Тезис пятый: эта тема — восстановление утраченного доверия — имеет и духовное измерение.
Когда речь заходит о доверии детей к родителям, я вспоминаю слова Христа: Итак, если вы, будучи злы, умеете даяния благие давать детям вашим, тем более Отец ваш Небесный даст блага просящим у Него (Мф 7:11). Спаситель здесь прямо называет людей, к которым обращается, злыми. Это не оскорбление и не эпатаж, а констатация факта. Почему они злые? Да ровно потому же, почему злые и мы: из-за поврежденной человеческой природы. К нам, христианам, эти слова точно так же относятся. Мы тоже повреждены, искажены грехом. И самое печальное, что мы можем транслировать свое зло собственным детям.

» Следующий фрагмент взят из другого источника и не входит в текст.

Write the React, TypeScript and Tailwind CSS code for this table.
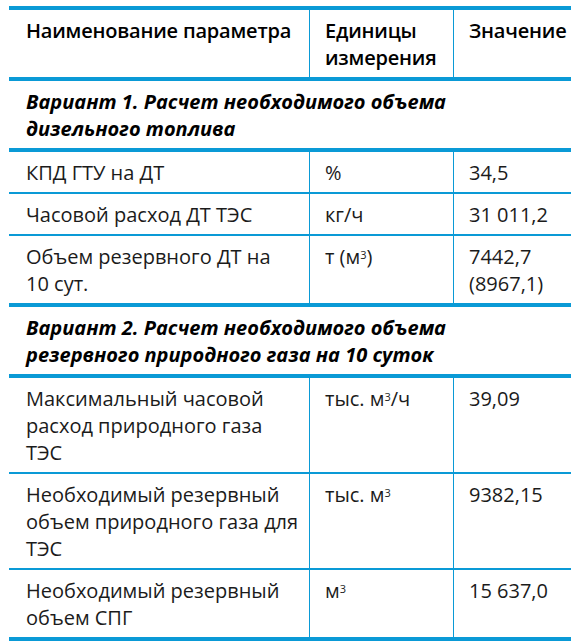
type Row = {
  name: string[]
  unit: React.ReactNode
  value: string[]
}

const M3 = () => (
  <>
    м<sup className="text-[11px]">3</sup>
  </>
)

const variant1: Row[] = [
  { name: ['КПД ГТУ на ДТ'], unit: '%', value: ['34,5'] },
  { name: ['Часовой расход ДТ ТЭС'], unit: 'кг/ч', value: ['31 011,2'] },
  {
    name: ['Объем резервного ДТ на', '10 сут.'],
    unit: (
      <>
        т (<M3 />)
      </>
    ),
    value: ['7442,7', '(8967,1)']
  }
]

const variant2: Row[] = [
  {
    name: ['Максимальный часовой', 'расход природного газа', 'ТЭС'],
    unit: (
      <>
        тыс. <M3 />/ч
      </>
    ),
    value: ['39,09']
  },
  {
    name: ['Необходимый резервный', 'объем природного газа для', 'ТЭС'],
    unit: (
      <>
        тыс. <M3 />
      </>
    ),
    value: ['9382,15']
  },
  { name: ['Необходимый резервный', 'объем СПГ'], unit: <M3 />, value: ['15 637,0'] }
]

const grid = 'grid grid-cols-[300px_144px_118px]'
const cell = 'pt-[7px] pb-[6px]'

function Lines({ lines }: { lines: string[] }) {
  return (
    <>
      {lines.map((l) => (
        <span key={l} className="block whitespace-nowrap">
          {l}
        </span>
      ))}
    </>
  )
}

function DataRows({ rows }: { rows: Row[] }) {
  return (
    <>
      {rows.map((r, i) => (
        <div
          key={i}
          className={`${grid} ${i === rows.length - 1 ? 'border-b-4' : 'border-b-2'} border-[#0a9ad6]`}
        >
          <div className={`${cell} pl-[17px]`}>
            <Lines lines={r.name} />
          </div>
          <div className={`${cell} pl-[15px] border-l border-[#0a9ad6] whitespace-nowrap`}>
            {r.unit}
          </div>
          <div className={`${cell} pl-[15px] border-l border-[#0a9ad6]`}>
            <Lines lines={r.value} />
          </div>
        </div>
      ))}
    </>
  )
}

function Section({ lines }: { lines: string[] }) {
  return (
    <div className={`${cell} pl-[17px] border-b-4 border-[#0a9ad6] font-bold italic text-black`}>
      <Lines lines={lines} />
    </div>
  )
}

export default function App() {
  return (
    <div className="min-h-[644px] bg-white pt-[6px] pl-[9px] overflow-hidden">
      <div
        className="w-[562px] border-t-4 border-[#0a9ad6] text-[20px] leading-[27px] text-[#1b1b1b]"
        style={{ fontFamily: '"Open Sans", "Noto Sans", sans-serif' }}
      >
        {/* Header */}
        <div className={`${grid} border-b-4 border-[#0a9ad6] font-semibold tracking-[-0.2px] text-black`}>
          <div className={`${cell} pl-[17px] whitespace-nowrap`}>Наименование параметра</div>
          <div className={`${cell} pl-[15px] border-l border-[#0a9ad6]`}>
            <Lines lines={['Единицы', 'измерения']} />
          </div>
          <div className={`${cell} pl-[15px] border-l border-[#0a9ad6]`}>Значение</div>
        </div>

        <Section lines={['Вариант 1. Расчет необходимого объема', 'дизельного топлива']} />
        <DataRows rows={variant1} />

        <Section
          lines={['Вариант 2. Расчет необходимого объема', 'резервного природного газа на 10 суток']}
        />
        <DataRows rows={variant2} />
      </div>
    </div>
  )
}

Однако не случайно Спаситель говорит, что, даже будучи злыми, Его собеседники все же способны и на добро, способны давать своим детям благие даяния. То есть нет никакой роковой предопределенности, мы можем не передавать свое зло детям, можем разорвать эту преемственность греха.
Да, конечно же, мы не в силах исправить в себе и в детях первородный грех, не можем сделать их и себя бесстрастными, нетленными, бессмертными. Но ту цепочку греховного отношения родителей к своим детям, которая существовала в нашем роду из поколения в поколение, мы с Божьей помощью можем остановить на себе.
Началом этого важного дела будет простая и очевидная мысль: да, я могу быть виноват перед своим ребенком. Понять это и принять ответственность за свои ошибки как раз и означает покаяться в своих грехах непритворно. То есть не просто их увидеть не просто ужаснуться, но искренне захотеть исправить уже совершённое зло. Это я, как родитель, отвечаю за все, что происходит с моим ребенком. И если он перестал мне доверять, значит, это не с ним что-то не так, это со мной не так. Я что-то упустил. А значит, мне нужно наверстывать упущенное, двигаться дальше, чинить сломанное. И конечно, просить у Господа любви, чтобы, словно золотом, склеивать ею все, что так неосмотрительно было разрушено мною в отношениях с ребенком.